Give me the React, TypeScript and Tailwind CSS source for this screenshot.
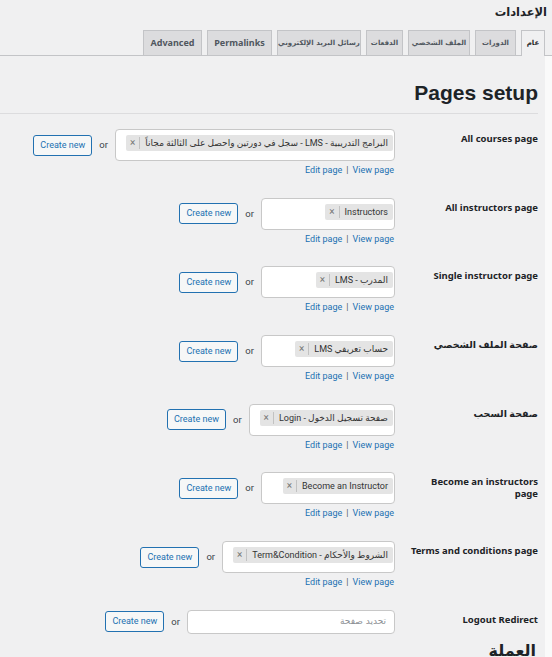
import React from "react";

const latin = { fontFamily: '"Noto Sans", "DejaVu Sans", sans-serif' };
const reg = { fontFamily: 'Roboto, "DejaVu Sans", sans-serif' };

type Row = {
  label: React.ReactNode;
  value?: string;
};

const rows: Row[] = [
  { label: "All courses page", value: "البرامج التدريبية - LMS - سجل في دورتين واحصل على الثالثة مجاناً" },
  { label: "All instructors page", value: "Instructors" },
  { label: "Single instructor page", value: "المدرب - LMS" },
  { label: "صفحة الملف الشخصي", value: "حساب تعريفي LMS" },
  { label: "صفحة السحب", value: "صفحة تسجيل الدخول - Login" },
  {
    label: (
      <>
        Become an instructors
        <br />
        page
      </>
    ),
    value: "Become an Instructor",
  },
  { label: "Terms and conditions page", value: "الشروط والأحكام - Term&Condition" },
];

const tabs = [
  { t: "عام", w: "w-[24px]", active: true },
  { t: "الدورات", w: "w-[41px]" },
  { t: "الملف الشخصي", w: "w-[62px]" },
  { t: "الدفعات", w: "w-[37px]" },
  { t: "رسائل البريد الإلكتروني", w: "w-[84px]" },
  { t: "Permalinks", w: "w-[65px]" },
  { t: "Advanced", w: "w-[59px]" },
];

function CreateBtn() {
  return (
    <button
      className="h-[21px] w-[59px] shrink-0 rounded-[3px] border border-[#2271b1] bg-[#f6f7f7] text-[9px] leading-[19px] text-[#2271b1]"
      style={reg}
    >
      Create new
    </button>
  );
}

function Chip({ text }: { text: string }) {
  return (
    <span className="flex h-[16px] items-center rounded-[2px] bg-[#e4e4e4] text-[9px] leading-[16px] text-[#333]" style={reg}>
      <span className="whitespace-nowrap pl-[5px] pr-[5px]">{text}</span>
      <span className="h-[12px] w-px bg-[#c2c2c2]" />
      <span className="px-[4px] text-[10px] text-[#777]">×</span>
    </span>
  );
}

function Label({ children }: { children: React.ReactNode }) {
  return (
    <div className="w-[143px] shrink-0 pt-[4px] text-[9.5px] font-bold leading-[12px] text-[#1d2327]" style={latin}>
      {children}
    </div>
  );
}

function FieldRow({ row }: { row: Row }) {
  return (
    <div className="flex pb-[21.7px]">
      <Label>{row.label}</Label>
      <div className="flex flex-col items-start">
        <div className="flex items-center gap-[7px]">
          <div className="flex h-[32px] min-w-[134px] items-start rounded-[4px] border border-[#c8c8c8] bg-white pl-[10px] pr-[1px] pt-[5px]">
            <Chip text={row.value || ""} />
          </div>
          <span className="text-[9.5px] text-[#3c434a]" style={reg}>
            or
          </span>
          <CreateBtn />
        </div>
        <div dir="ltr" className="mt-[3px] pr-[1px] text-[9px] leading-[12px]" style={reg}>
          <span className="text-[#2271b1]">Edit page</span>
          <span className="px-[4px] text-[#50575e]">|</span>
          <span className="text-[#2271b1]">View page</span>
        </div>
      </div>
    </div>
  );
}

export default function App() {
  return (
    <div
      dir="rtl"
      className="flex h-[657px] w-[552px] flex-col overflow-hidden bg-[#f0f0f1] text-[#1d2327]"
      style={{ fontFamily: '"DejaVu Sans", sans-serif' }}
    >
      <h1 className="pr-[5px] pt-[2px] text-[11.5px] font-semibold leading-[20px] text-[#1d2327]">الإعدادات</h1>
      <nav className="mt-[8px] flex h-[26px] items-end gap-[5px] border-b border-[#c3c4c7] pr-[7px]">
        {tabs.map((tab) => (
          <span
            key={tab.t}
            className={
              tab.active
                ? "mb-[-1px] flex h-[26px] items-center justify-center whitespace-nowrap border border-b-0 border-[#c3c4c7] bg-[#f0f0f1] text-[7px] font-bold text-[#1d2327] " + tab.w
                : "flex h-[25px] items-center justify-center whitespace-nowrap border border-b-0 border-[#c3c4c7] bg-[#dcdcde] text-[7px] font-bold text-[#50575e] " + tab.w
            }
            style={/[A-Za-z]/.test(tab.t) ? { ...latin, fontSize: "9px" } : undefined}
          >
            {tab.t}
          </span>
        ))}
      </nav>
      <div className="flex min-h-0 flex-1">
        <div className="w-[7px] shrink-0 bg-[#fafafa]" />
        <main className="flex-1 pr-[7px]">
          <h2
            dir="ltr"
            className="mt-[24px] text-right text-[21px] font-bold leading-[25px] text-[#1d2327]"
            style={{ fontFamily: '"Liberation Sans", Arial, sans-serif' }}
          >
            Pages setup
          </h2>
          <div className="mt-[8px] h-px bg-[#dcdcde]" />
          <div className="mt-[15px]">
            {rows.map((r, i) => (
              <FieldRow key={i} row={r} />
            ))}
            <div className="flex">
              <Label>Logout Redirect</Label>
              <div className="flex items-center gap-[7px]">
                <div className="flex h-[24px] w-[208px] items-center rounded-[4px] border border-[#c8c8c8] bg-white pr-[8px] text-[9px] text-[#8c8f94]">
                  تحديد صفحة
                </div>
                <span className="text-[9.5px] text-[#3c434a]" style={reg}>
                  or
                </span>
                <CreateBtn />
              </div>
            </div>
            <h2 className="mt-[4px] pr-[2px] text-[16px] font-bold leading-[26px] text-[#1d2327]">العملة</h2>
          </div>
        </main>
      </div>
    </div>
  );
}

####################

Task —
Output the data exactly. Pictures don't belong in the result.

Answer —
Give me the React, TypeScript and Tailwind CSS source for this screenshot.
import React from "react";

const latin = { fontFamily: '"Noto Sans", "DejaVu Sans", sans-serif' };
const reg = { fontFamily: 'Roboto, "DejaVu Sans", sans-serif' };

type Row = {
  label: React.ReactNode;
  value?: string;
};

const rows: Row[] = [
  { label: "All courses page", value: "البرامج التدريبية - LMS - سجل في دورتين واحصل على الثالثة مجاناً" },
  { label: "All instructors page", value: "Instructors" },
  { label: "Single instructor page", value: "المدرب - LMS" },
  { label: "صفحة الملف الشخصي", value: "حساب تعريفي LMS" },
  { label: "صفحة السحب", value: "صفحة تسجيل الدخول - Login" },
  {
    label: (
      <>
        Become an instructors
        <br />
        page
      </>
    ),
    value: "Become an Instructor",
  },
  { label: "Terms and conditions page", value: "الشروط والأحكام - Term&Condition" },
];

const tabs = [
  { t: "عام", w: "w-[24px]", active: true },
  { t: "الدورات", w: "w-[41px]" },
  { t: "الملف الشخصي", w: "w-[62px]" },
  { t: "الدفعات", w: "w-[37px]" },
  { t: "رسائل البريد الإلكتروني", w: "w-[84px]" },
  { t: "Permalinks", w: "w-[65px]" },
  { t: "Advanced", w: "w-[59px]" },
];

function CreateBtn() {
  return (
    <button
      className="h-[21px] w-[59px] shrink-0 rounded-[3px] border border-[#2271b1] bg-[#f6f7f7] text-[9px] leading-[19px] text-[#2271b1]"
      style={reg}
    >
      Create new
    </button>
  );
}

function Chip({ text }: { text: string }) {
  return (
    <span className="flex h-[16px] items-center rounded-[2px] bg-[#e4e4e4] text-[9px] leading-[16px] text-[#333]" style={reg}>
      <span className="whitespace-nowrap pl-[5px] pr-[5px]">{text}</span>
      <span className="h-[12px] w-px bg-[#c2c2c2]" />
      <span className="px-[4px] text-[10px] text-[#777]">×</span>
    </span>
  );
}

function Label({ children }: { children: React.ReactNode }) {
  return (
    <div className="w-[143px] shrink-0 pt-[4px] text-[9.5px] font-bold leading-[12px] text-[#1d2327]" style={latin}>
      {children}
    </div>
  );
}

function FieldRow({ row }: { row: Row }) {
  return (
    <div className="flex pb-[21.7px]">
      <Label>{row.label}</Label>
      <div className="flex flex-col items-start">
        <div className="flex items-center gap-[7px]">
          <div className="flex h-[32px] min-w-[134px] items-start rounded-[4px] border border-[#c8c8c8] bg-white pl-[10px] pr-[1px] pt-[5px]">
            <Chip text={row.value || ""} />
          </div>
          <span className="text-[9.5px] text-[#3c434a]" style={reg}>
            or
          </span>
          <CreateBtn />
        </div>
        <div dir="ltr" className="mt-[3px] pr-[1px] text-[9px] leading-[12px]" style={reg}>
          <span className="text-[#2271b1]">Edit page</span>
          <span className="px-[4px] text-[#50575e]">|</span>
          <span className="text-[#2271b1]">View page</span>
        </div>
      </div>
    </div>
  );
}

export default function App() {
  return (
    <div
      dir="rtl"
      className="flex h-[657px] w-[552px] flex-col overflow-hidden bg-[#f0f0f1] text-[#1d2327]"
      style={{ fontFamily: '"DejaVu Sans", sans-serif' }}
    >
      <h1 className="pr-[5px] pt-[2px] text-[11.5px] font-semibold leading-[20px] text-[#1d2327]">الإعدادات</h1>
      <nav className="mt-[8px] flex h-[26px] items-end gap-[5px] border-b border-[#c3c4c7] pr-[7px]">
        {tabs.map((tab) => (
          <span
            key={tab.t}
            className={
              tab.active
                ? "mb-[-1px] flex h-[26px] items-center justify-center whitespace-nowrap border border-b-0 border-[#c3c4c7] bg-[#f0f0f1] text-[7px] font-bold text-[#1d2327] " + tab.w
                : "flex h-[25px] items-center justify-center whitespace-nowrap border border-b-0 border-[#c3c4c7] bg-[#dcdcde] text-[7px] font-bold text-[#50575e] " + tab.w
            }
            style={/[A-Za-z]/.test(tab.t) ? { ...latin, fontSize: "9px" } : undefined}
          >
            {tab.t}
          </span>
        ))}
      </nav>
      <div className="flex min-h-0 flex-1">
        <div className="w-[7px] shrink-0 bg-[#fafafa]" />
        <main className="flex-1 pr-[7px]">
          <h2
            dir="ltr"
            className="mt-[24px] text-right text-[21px] font-bold leading-[25px] text-[#1d2327]"
            style={{ fontFamily: '"Liberation Sans", Arial, sans-serif' }}
          >
            Pages setup
          </h2>
          <div className="mt-[8px] h-px bg-[#dcdcde]" />
          <div className="mt-[15px]">
            {rows.map((r, i) => (
              <FieldRow key={i} row={r} />
            ))}
            <div className="flex">
              <Label>Logout Redirect</Label>
              <div className="flex items-center gap-[7px]">
                <div className="flex h-[24px] w-[208px] items-center rounded-[4px] border border-[#c8c8c8] bg-white pr-[8px] text-[9px] text-[#8c8f94]">
                  تحديد صفحة
                </div>
                <span className="text-[9.5px] text-[#3c434a]" style={reg}>
                  or
                </span>
                <CreateBtn />
              </div>
            </div>
            <h2 className="mt-[4px] pr-[2px] text-[16px] font-bold leading-[26px] text-[#1d2327]">العملة</h2>
          </div>
        </main>
      </div>
    </div>
  );
}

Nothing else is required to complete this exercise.